Greystoke, la légende de Tarzan (Greystoke: The Legend of Tarzan, Lord of the Apes), Hugh Hudson, 1984
Je ne savais pas trop à quoi m'attendre avec ce film : du réalisateur, Hugh Hudson, je n'avais vu que
Les Chariots de feu, qui m'avait passablement ennuyé ; de plus, voir Christophe Lambert à l'affiche d'un film, ça rend toujours méfiant. Et bien j'ai été agréablement surpris,
Greystoke est un très beau film qui traite admirablement la question de l'identité et la confrontation entre deux mondes.
De Tarzan, je ne connais pratiquement que les lieux-communs (son cri, Cheetta, le "moi Tarzan, toi Jane") et le DA de Disney, mais je n'ai ni lu le roman d'Edgar Rice Burroughs, ni vu les films des années '30 (par contre j'ai le coffret métal Warner depuis un moment, ça m'a donné envie de les voir!). Donc je ne sais pas où se situe le film de Hudson par rapport à ces œuvres antérieures, mais apparemment il s'attache à être plus fidèle au livre que les films précédents. Le film est divisé en deux parties bien distinctes : la première concerne la naissance de Tarzan (à noter qu'on ne l'appelle jamais comme ça dans le film, et bien que le titre mentionne pourtant ce nom. Mais comme c'est plus simple, je le nommerai ainsi dans ma critique) dans la jungle et relate sa vie auprès des singes jusqu'à sa rencontre avec un explorateur belge (Ian Holm) qui lui fera découvrir qui il est ; tandis que la seconde partie aborde le retour de Tarzan au château de sa famille, où il devra apprendre à s'adapter à la civilisation.

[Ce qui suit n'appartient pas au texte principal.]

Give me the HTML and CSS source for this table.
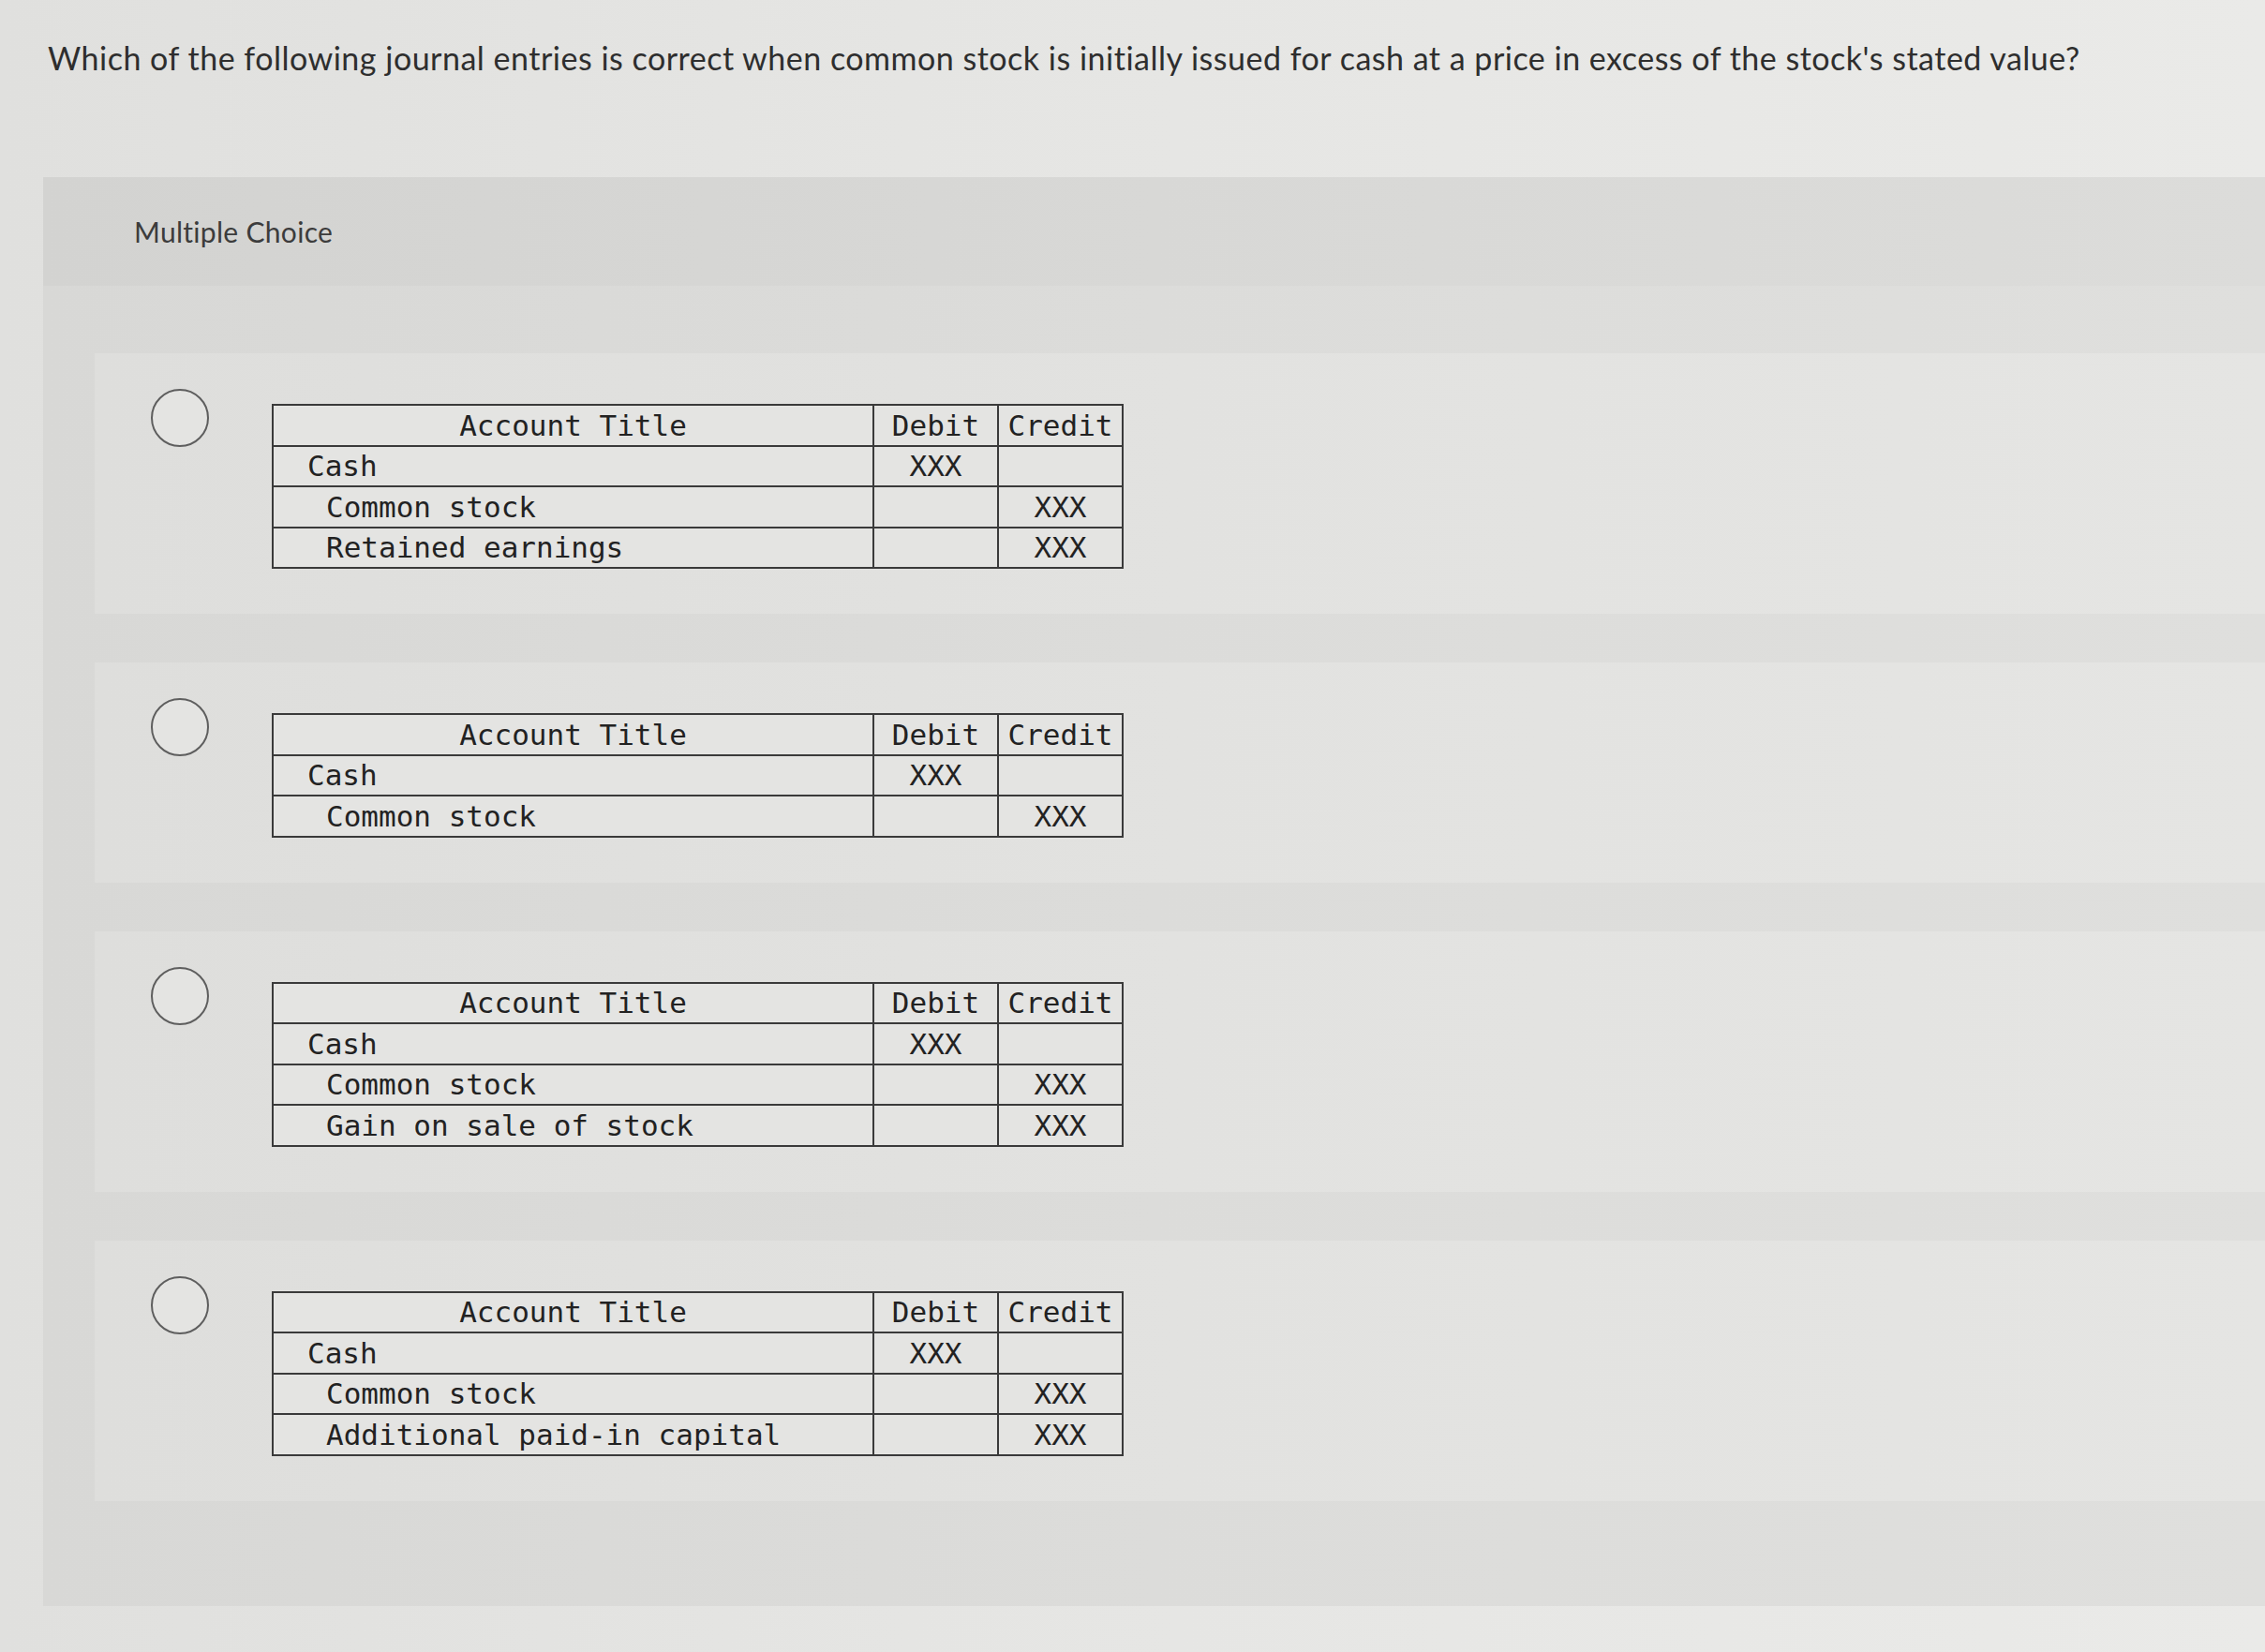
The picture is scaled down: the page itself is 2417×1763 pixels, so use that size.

La première partie ne comporte -fort logiquement- que très peu de dialogues et se rapproche du documentaire animalier dans son approche : on suit différentes étapes de la jeunesse de Tarzan, découvrant comment il apprends à survivre dans un environnement hostile et comment il arrivera à se faire accepter et respecter auprès des singes. Ces derniers sont campés par des acteurs déguisés, ce qui malheureusement se voit très fort, en dépit de la qualité des costumes et des maquillages, mais bon il aurait été impossible d'opter pour de vrais singes, et c'est toujours mieux que les merdes en CGI d'aujourd'hui. La mise en scène de Hudson est classique, mais dans le bon sens du terme : dès le début, on retrouve le souffle des grandes production d'antan, d'ailleurs signe qui ne trompe pas, le film commence par une "Ouverture", comme les films épiques de David Lean. La photographie de John Alcott (chef-op' de Kubrick notamment sur
Barry Lyndon et
Shining) est splendide et capte bien l'atmosphère de la jungle, tout en nous livrant de temps à autres de superbes plans des paysages d'Afrique. Plusieurs acteurs campent Tarzan dans cette partie du film, tous excepté Lambert sont totalement nus pour plus de crédibilité, on comprend que la bienséance n'aurait pas permis de montrer un homme adulte à poil dans un film grand public mais du coup on peut se demander comment le personnage a eu la présence d'esprit de porter un slip en peau de bête une fois adulte.
La deuxième partie est très différente de la première, lorgnant plutôt vers le drame et le film historique. Tarzan doit à présent s'adapter aux exigences du monde humain, et qui plus est assumer son statut de noble, ce qui ne sera pas une mince affaire pour quelqu'un qui a toujours vécu comme un animal. Le film réussit à montrer cette ambiguïté du personnage (il répond aux questions des nobles et assiste à des cours de latin, tout en continuant par moment à sautiller comme un singe en poussant de petits cris) sans sombrer dans le ridicule, et il faut bien admettre que le mérite en revient en grande partie à Christophe Lambert. Aussi surprenant que ça puisse paraitre, Totof livre ici une prestation remarquable, parvenant à merveille à restituer le côté sauvage, animal, de son personnage tout en le rendant vraiment attachant. Les mauvaises langues diront que ce n'est pas tellement difficile dans un rôle où il a si peu de dialogues, mais personnellement je trouve au contraire que ce genre de rôle est particulièrement difficile à appréhender, ce qui rend sa performance vraiment impressionnante. Face à lui, on retrouve un Ian Holm toujours irréprochable, par contre j'ai eu le malheur de regarder le film en VF, et on lui a collé un accent bruxellois à couper au couteau, ce qui est plus risible qu'autre chose. Dans le rôle de Jane, la toute jeune Andie McDowell est ravissante mais a peu le temps de s'exprimer à l'écran. Enfin, Ralph Richardson incarne le grand-père de Tarzan, un personnage très touchant par l'authentique amour qu'il affiche pour son petit-fils, en dépit de son statut hybride mi-homme, mi-animal. Un excellent film.